Big-Name Backers Already On Board

DayOne already has the backing of some of the world’s top investment firms, including:

  • Hillhouse Investment
  • Boyu Capital
  • Coatue Management (U.S.-based)
  • SoftBank Vision Fund

These heavyweight investors position DayOne as a serious player in the increasingly competitive data centre industry, especially as global tech giants look for more infrastructure to support AI, cloud, and digital services.


A Look at DayOne’s Growing Footprint

Asia: A Stronghold in the Making

DayOne’s current portfolio includes 480 megawatts (MW) of data centre capacity that is either already in operation or under construction.

Additionally, the company has secured land and development rights for another 590 MW, which will be built across key tech hubs in:

  • Singapore
  • Hong Kong
  • Malaysia
  • Indonesia
  • Japan

This expansion aligns with the booming demand for cloud services and data processing power across Southeast Asia, driven by rising internet use, AI development, and digital transformation in the region.

Europe: The Next Frontier

In August 2025, DayOne announced its entry into Europe with a massive €1.2 billion ($1.4 billion) investment in Finland.

The project involves building a hyperscale data centre campus in Lahti — a strategic location known for its clean energy and cooling efficiency, making it ideal for large-scale data operations.

This marks the beginning of DayOne’s European journey, where the company is expected to seek further expansion opportunities as cloud service providers and tech firms look for reliable, sustainable infrastructure partners.


The GDS Connection: Still Linked, But Separate

Although DayOne has officially separated from GDS Holdings, their history remains closely intertwined.

GDS founder, chairman, and CEO William Huang also serves as DayOne’s chairman. After DayOne’s $1.2 billion Series B raise in late 2024, GDS’s ownership stake dropped from 52.7% to 35.6%, officially turning DayOne into an “equity investee” rather than a consolidated unit.

This restructuring allows DayOne more autonomy while giving GDS the chance to benefit financially from the international business without managing its operations day-to-day.

According to GDS, the separation was strategic, with a goal of eventually listing DayOne independently in the mid-to-long term.


What’s Next for DayOne?

IPO on the Horizon?

Given the size of the current raise and interest from top-tier investors, industry insiders believe DayOne may be preparing for an eventual public listing.
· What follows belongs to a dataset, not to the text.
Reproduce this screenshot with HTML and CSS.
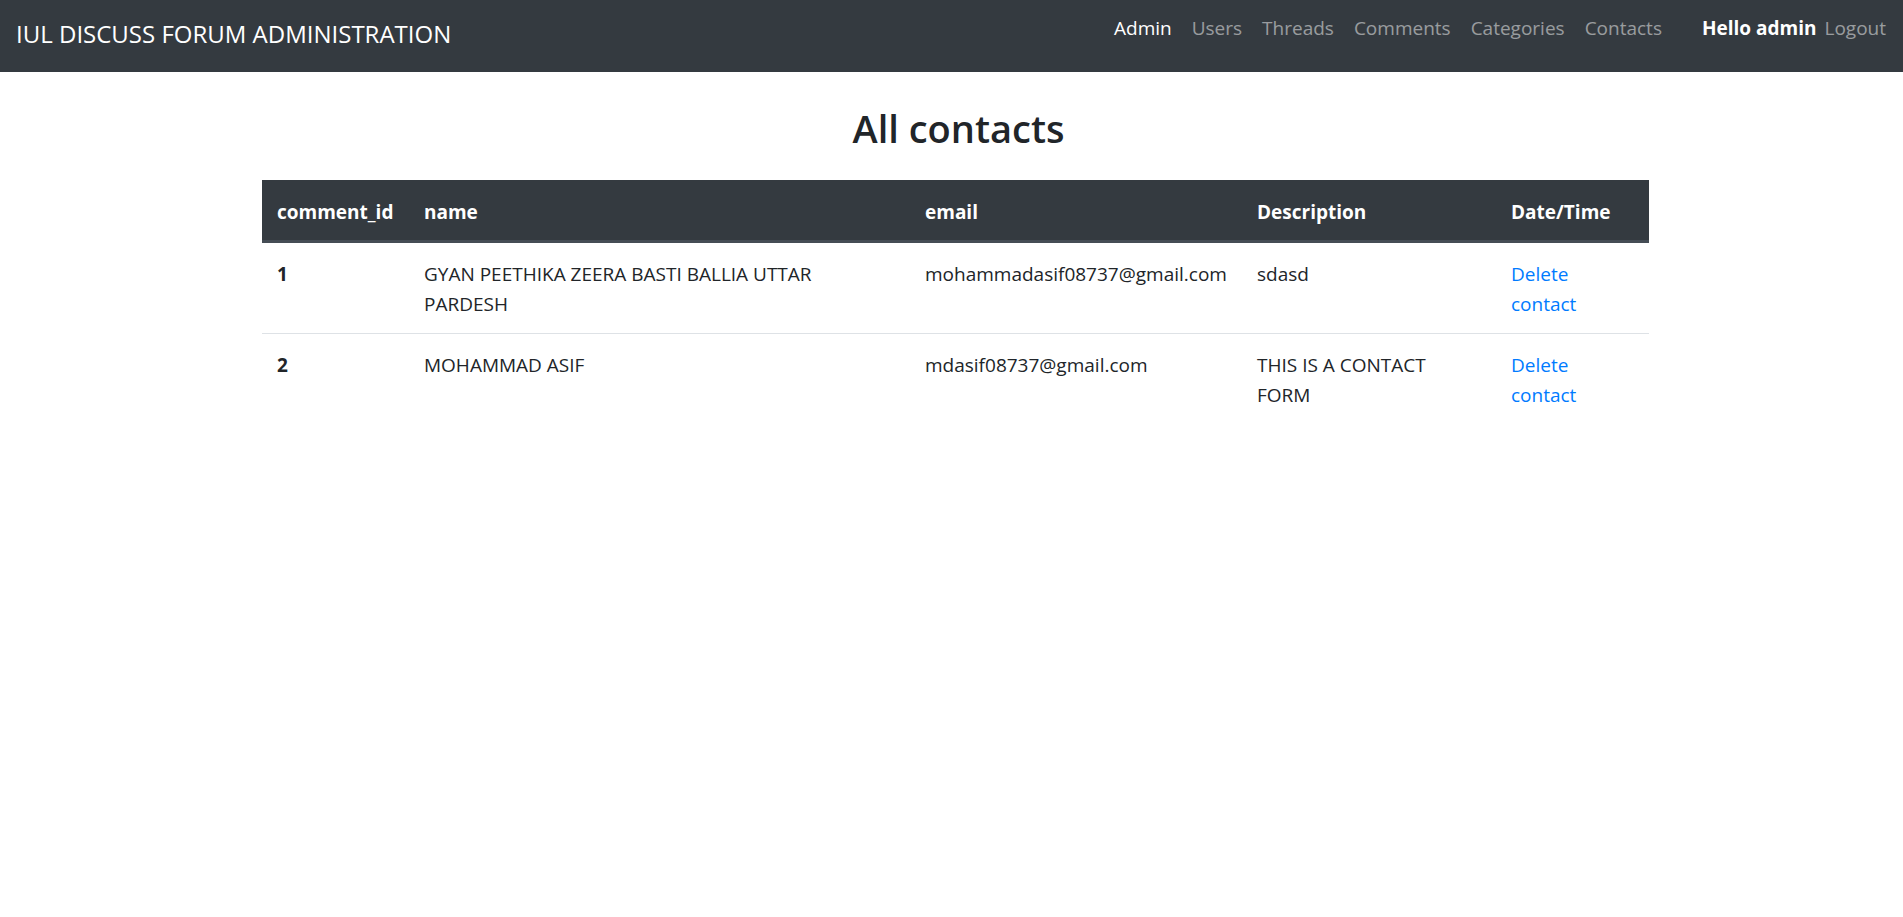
FILE: index.html
```html
<!DOCTYPE html>
<html lang="en">
<head>
<meta charset="utf-8">
<title>All contacts</title>
<link rel="stylesheet" href="styles.css">
</head>
<body>
<nav class="navbar">
  <a class="brand" href="#">IUL DISCUSS FORUM ADMINISTRATION</a>
  <ul class="nav-links">
    <li><a class="nav-link active" href="#">Admin</a></li>
    <li><a class="nav-link" href="#">Users</a></li>
    <li><a class="nav-link" href="#">Threads</a></li>
    <li><a class="nav-link" href="#">Comments</a></li>
    <li><a class="nav-link" href="#">Categories</a></li>
    <li><a class="nav-link" href="#">Contacts</a></li>
  </ul>
  <div class="user-box">
    <span class="hello">Hello admin</span>
    <a class="logout" href="#">Logout</a>
  </div>
</nav>
<main class="container">
  <h2 class="page-title">All contacts</h2>
  <table class="data-table">
    <colgroup>
      <col class="c-id">
      <col class="c-name">
      <col class="c-email">
      <col class="c-desc">
      <col class="c-date">
    </colgroup>
    <thead>
      <tr>
        <th>comment_id</th>
        <th>name</th>
        <th>email</th>
        <th>Description</th>
        <th>Date/Time</th>
      </tr>
    </thead>
    <tbody>
      <tr>
        <th class="row-id">1</th>
        <td>GYAN PEETHIKA ZEERA BASTI BALLIA UTTAR PARDESH</td>
        <td>mohammadasif08737@gmail.com</td>
        <td>sdasd</td>
        <td><a class="del-link" href="#">Delete contact</a></td>
      </tr>
      <tr>
        <th class="row-id">2</th>
        <td>MOHAMMAD ASIF</td>
        <td>mdasif08737@gmail.com</td>
        <td>THIS IS A CONTACT FORM</td>
        <td><a class="del-link" href="#">Delete contact</a></td>
      </tr>
    </tbody>
  </table>
</main>
</body>
</html>
```
FILE: styles.css
```css
* { box-sizing: border-box; }
html, body {
  margin: 0;
  padding: 0;
  background: #fff;
}
body {
  font-family: "Open Sans", "Noto Sans", sans-serif;
  font-size: 20px;
  line-height: 30px;
  color: #212529;
}
a { text-decoration: none; }

.navbar {
  height: 72px;
  background: #343a40;
  display: flex;
  align-items: flex-start;
  padding: 0 17px 0 16px;
}
.brand {
  color: #fff;
  font-size: 24px;
  line-height: 36px;
  margin-top: 16px;
  white-space: nowrap;
}
.nav-links {
  list-style: none;
  display: flex;
  margin: 13px 0 0 auto;
  padding: 0;
}
.nav-link {
  display: block;
  padding: 0 10px;
  font-size: 19px;
  line-height: 30px;
  color: rgba(255,255,255,.5);
}
.nav-link.active { color: #fff; }
.user-box {
  display: flex;
  margin: 13px 0 0 30px;
  font-size: 19px;
  line-height: 30px;
}
.hello {
  color: #fff;
  font-weight: 700;
}
.logout {
  color: rgba(255,255,255,.5);
  padding-left: 8px;
}

.container {
  width: 1387px;
  margin: 0 0 0 262px;
  padding-top: 32px;
}
.page-title {
  margin: 0 0 28px;
  text-align: center;
  font-size: 38px;
  line-height: 48px;
  font-weight: 600;
  transform: translateX(3px);
}

.data-table {
  width: 1387px;
  table-layout: fixed;
  border-collapse: collapse;
}
.c-id { width: 147px; }
.c-name { width: 501px; }
.c-email { width: 332px; }
.c-desc { width: 254px; }
.c-date { width: 153px; }

.data-table th,
.data-table td {
  text-align: left;
  vertical-align: top;
  padding: 16px 15px 14px;
  line-height: 30px;
}
.data-table thead th {
  background: #343a40;
  color: #fff;
  font-weight: 700;
  font-size: 19px;
  padding-top: 17px;
  padding-bottom: 13px;
  border-bottom: 3px solid #454d55;
}
.data-table td {
  font-size: 19px;
}
.data-table tbody tr + tr th,
.data-table tbody tr + tr td {
  border-top: 1px solid #dee2e6;
}
.row-id {
  font-weight: 700;
  font-size: 19px;
}
.del-link { color: #007bff; }
```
An IPO — likely on an international exchange such as the Nasdaq or in Hong Kong — could give DayOne more firepower to scale and compete with other global data centre leaders.

While no official timeline has been shared, the company’s aggressive growth strategy, investor base, and global reach suggest that a listing could be on the cards in the next few years.

Strategic Partnerships and Expansion

With fresh capital coming in and strong momentum in key markets, DayOne is expected to continue forming partnerships with hyperscale cloud providers, tech firms, and governments across Asia and Europe.

Expect further announcements around:

  • New campus developments
  • Renewable energy partnerships
  • AI-optimized infrastructure solutions
  • Digital sustainability initiatives

DayOne’s leadership seems focused on positioning the company not just as a data centre provider — but as a key digital infrastructure partner for the future.


Final Thoughts

DayOne’s pursuit of over $1 billion in fresh funding highlights its bold ambition to become a global powerhouse in the data infrastructure space.

With strong investor backing, a growing portfolio across Asia and Europe, and a clear break from its parent company, DayOne is carving out a new identity on the international stage.

Whether through strategic acquisitions, large-scale developments, or a potential IPO, the company is moving fast — and all signs suggest that it’s just getting started.